DATA SHOWN start

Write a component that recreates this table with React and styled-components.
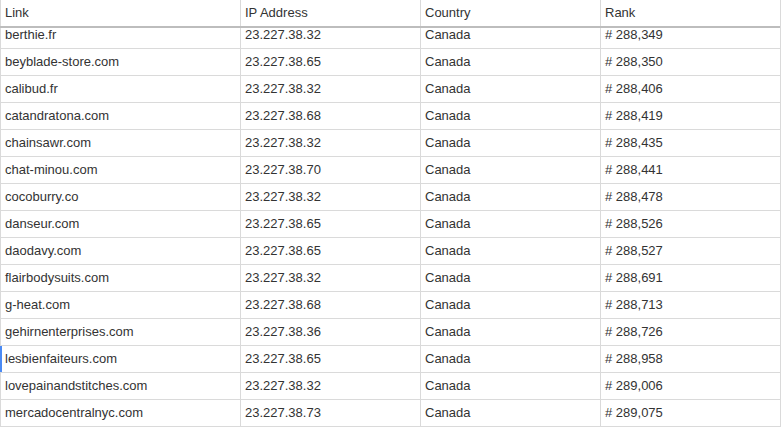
import React, { useEffect, useRef } from 'react'
import styled, { createGlobalStyle } from 'styled-components'

const rows = [
  ['berthie.fr', '23.227.38.32', 'Canada', '# 288,349'],
  ['beyblade-store.com', '23.227.38.65', 'Canada', '# 288,350'],
  ['calibud.fr', '23.227.38.32', 'Canada', '# 288,406'],
  ['catandratona.com', '23.227.38.68', 'Canada', '# 288,419'],
  ['chainsawr.com', '23.227.38.32', 'Canada', '# 288,435'],
  ['chat-minou.com', '23.227.38.70', 'Canada', '# 288,441'],
  ['cocoburry.co', '23.227.38.32', 'Canada', '# 288,478'],
  ['danseur.com', '23.227.38.65', 'Canada', '# 288,526'],
  ['daodavy.com', '23.227.38.65', 'Canada', '# 288,527'],
  ['flairbodysuits.com', '23.227.38.32', 'Canada', '# 288,691'],
  ['g-heat.com', '23.227.38.68', 'Canada', '# 288,713'],
  ['gehirnenterprises.com', '23.227.38.36', 'Canada', '# 288,726'],
  ['lesbienfaiteurs.com', '23.227.38.65', 'Canada', '# 288,958'],
  ['lovepainandstitches.com', '23.227.38.32', 'Canada', '# 289,006'],
  ['mercadocentralnyc.com', '23.227.38.73', 'Canada', '# 289,075'],
]

const GlobalStyle = createGlobalStyle`
  html, body {
    margin: 0;
    padding: 0;
    background: #fff;
  }
  body {
    font-family: "Liberation Sans", Arial, sans-serif;
  }
`

export default function App() {
  const bodyRef = useRef(null)

  useEffect(() => {
    // the list is shown scrolled to its end
    if (bodyRef.current) bodyRef.current.scrollTop = bodyRef.current.scrollHeight
  }, [])

  return (
    <>
      <GlobalStyle />
      <Table>
        <HeadRow>
          <Cell>Link</Cell>
          <Cell>IP Address</Cell>
          <Cell>Country</Cell>
          <Cell>Rank</Cell>
        </HeadRow>
        <Body ref={bodyRef}>
          {rows.map((r) => (
            <Row key={r[0]}>
              <Cell $active={r[0] === 'lesbienfaiteurs.com'}>{r[0]}</Cell>
              <Cell>{r[1]}</Cell>
              <Cell>{r[2]}</Cell>
              <Cell>{r[3]}</Cell>
            </Row>
          ))}
        </Body>
      </Table>
    </>
  )
}

const Table = styled.div`
  width: 781px;
  height: 427px;
  box-sizing: border-box;
  border-right: 1px solid #dadada;
  display: flex;
  flex-direction: column;
  color: #333;
  font-size: 13px;
`

const HeadRow = styled.div`
  display: grid;
  grid-template-columns: 240px 180px 180px 180px;
  height: 28px;
  box-sizing: border-box;
  border-bottom: 2px solid #bdbdbd;
  line-height: 26px;
`

const Body = styled.div`
  flex: 1;
  overflow: hidden;
`

const Row = styled.div`
  display: grid;
  grid-template-columns: 240px 180px 180px 180px;
  height: 27px;
  box-sizing: border-box;
  border-bottom: 1px solid #dadada;
  line-height: 26px;
`

const Cell = styled.div`
  box-sizing: border-box;
  border-left: ${(p) => (p.$active ? '2px solid #4a8af4' : '1px solid #dadada')};
  padding-left: ${(p) => (p.$active ? '3px' : '4px')};
  white-space: nowrap;
  overflow: hidden;
`
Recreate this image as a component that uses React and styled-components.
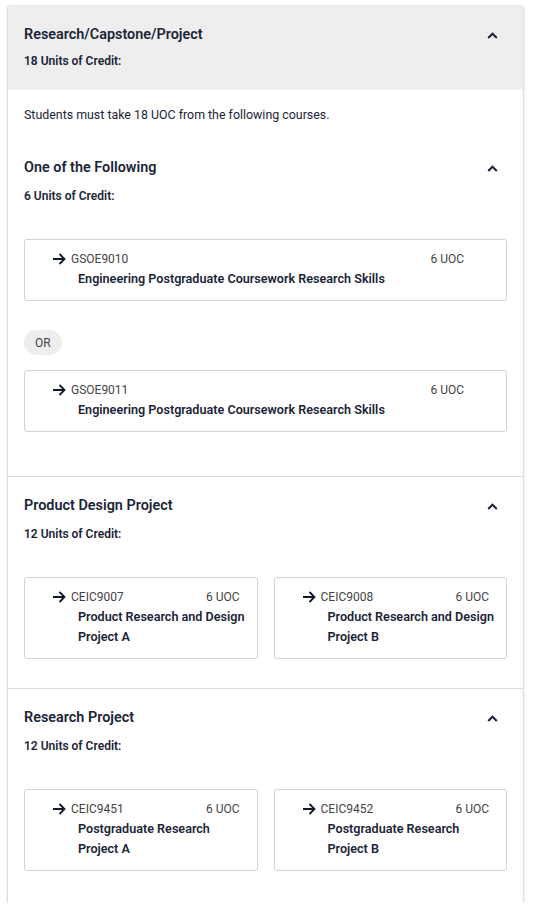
import styled, { createGlobalStyle } from "styled-components";

const GlobalStyle = createGlobalStyle`
  body {
    margin: 0;
    background: #ffffff;
    font-family: Roboto, "Liberation Sans", sans-serif;
    color: #1b2437;
  }
`;

const colors = {
  text: "#1b2437",
  muted: "#444444",
  headerBg: "#eeeeee",
  border: "#d3d3d3",
  divider: "#dcdcdc",
};

const Card = styled.div`
  margin: 6px 0 0 8px;
  width: 515px;
  background: #ffffff;
  box-shadow: 0 1px 3px rgba(0, 0, 0, 0.25), 0 0 1px rgba(0, 0, 0, 0.2);
`;

const Header = styled.div`
  background: ${colors.headerBg};
  padding: 19px 16px 21px;
`;

const TitleRow = styled.div`
  display: flex;
  align-items: center;
  justify-content: space-between;
  padding-right: 9px;
`;

const Title = styled.h2`
  margin: 0;
  font-size: 14.4px;
  line-height: 20px;
  font-weight: 600;
  color: ${colors.text};
`;

const Units = styled.div`
  margin-top: 8px;
  font-size: 12px;
  line-height: 16px;
  font-weight: 600;
  color: ${colors.text};
`;

const Intro = styled.p`
  margin: 0;
  padding: 16px 16px 0;
  font-size: 12.4px;
  line-height: 18px;
  color: ${colors.text};
`;

const Section = styled.section`
  padding: ${({ first }) => (first ? "34px" : "19px")} 16px
    ${({ first, last }) => (first ? "44px" : last ? "32px" : "29px")};
  border-bottom: ${({ last }) => (last ? "none" : `1px solid ${colors.divider}`)};

  ${Units} {
    margin-top: 10px;
  }
`;

const CourseList = styled.div`
  margin-top: 35px;
  display: flex;
  flex-direction: column;
  align-items: flex-start;
  gap: 15px;
`;

const CourseGrid = styled.div`
  margin-top: 35px;
  display: grid;
  grid-template-columns: 1fr 1fr;
  gap: 16px;
`;

const OrChip = styled.span`
  display: inline-flex;
  align-items: center;
  height: 25px;
  padding: 0 11px;
  margin-top: 14px;
  border-radius: 13px;
  background: ${colors.headerBg};
  font-size: 12px;
  color: ${colors.muted};
`;

const CourseBox = styled.div`
  box-sizing: border-box;
  width: 100%;
  border: 1px solid ${colors.border};
  border-radius: 3px;
  padding: 11px 8px 11px 27px;
  display: flex;
  align-items: flex-start;
  gap: 5px;
`;

const ArrowWrap = styled.span`
  display: flex;
  align-items: center;
  height: 16px;
`;

const CourseBody = styled.div`
  flex: 1;
`;

const CodeRow = styled.div`
  display: flex;
  justify-content: space-between;
  padding-right: ${({ wide }) => (wide ? "34px" : "9px")};
  font-size: 12px;
  line-height: 16px;
  color: ${colors.muted};
`;

const CourseTitle = styled.div`
  margin-top: 2px;
  padding-left: 7px;
  font-size: 12.6px;
  line-height: 20px;
  font-weight: 600;
  color: ${colors.text};
`;

const Chevron = () => (
  <svg width="11" height="7" viewBox="0 0 11 7">
    <polyline
      points="1.2,6 5.5,1.7 9.8,6"
      fill="none"
      stroke={colors.text}
      strokeWidth="2"
    />
  </svg>
);

const Arrow = () => (
  <svg width="14" height="12" viewBox="0 0 14 12">
    <path
      d="M1 6 H12.5 M7.5 1 L12.5 6 L7.5 11"
      fill="none"
      stroke="#111827"
      strokeWidth="1.8"
    />
  </svg>
);

const Course = ({ code, title, wide }) => (
  <CourseBox>
    <ArrowWrap>
      <Arrow />
    </ArrowWrap>
    <CourseBody>
      <CodeRow wide={wide}>
        <span>{code}</span>
        <span>6 UOC</span>
      </CodeRow>
      <CourseTitle>{title}</CourseTitle>
    </CourseBody>
  </CourseBox>
);

const SectionHead = ({ title, units }) => (
  <>
    <TitleRow>
      <Title>{title}</Title>
      <Chevron />
    </TitleRow>
    <Units>{units}</Units>
  </>
);

const App = () => {
  return (
    <>
      <GlobalStyle />
      <Card>
        <Header>
          <SectionHead
            title="Research/Capstone/Project"
            units="18 Units of Credit:"
          />
        </Header>
        <Intro>Students must take 18 UOC from the following courses.</Intro>

        <Section first>
          <SectionHead title="One of the Following" units="6 Units of Credit:" />
          <CourseList>
            <Course
              wide
              code="GSOE9010"
              title="Engineering Postgraduate Coursework Research Skills"
            />
            <OrChip>OR</OrChip>
            <Course
              wide
              code="GSOE9011"
              title="Engineering Postgraduate Coursework Research Skills"
            />
          </CourseList>
        </Section>

        <Section>
          <SectionHead
            title="Product Design Project"
            units="12 Units of Credit:"
          />
          <CourseGrid>
            <Course code="CEIC9007" title="Product Research and Design Project A" />
            <Course code="CEIC9008" title="Product Research and Design Project B" />
          </CourseGrid>
        </Section>

        <Section last>
          <SectionHead title="Research Project" units="12 Units of Credit:" />
          <CourseGrid>
            <Course code="CEIC9451" title="Postgraduate Research Project A" />
            <Course code="CEIC9452" title="Postgraduate Research Project B" />
          </CourseGrid>
        </Section>
      </Card>
    </>
  );
};

export default App;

DATA SHOWN end

#### PROBLEM TO SOLVE:
Count the lines that hold the string "components" and state that number alone.

#### EXERCISE SOLUTION:
4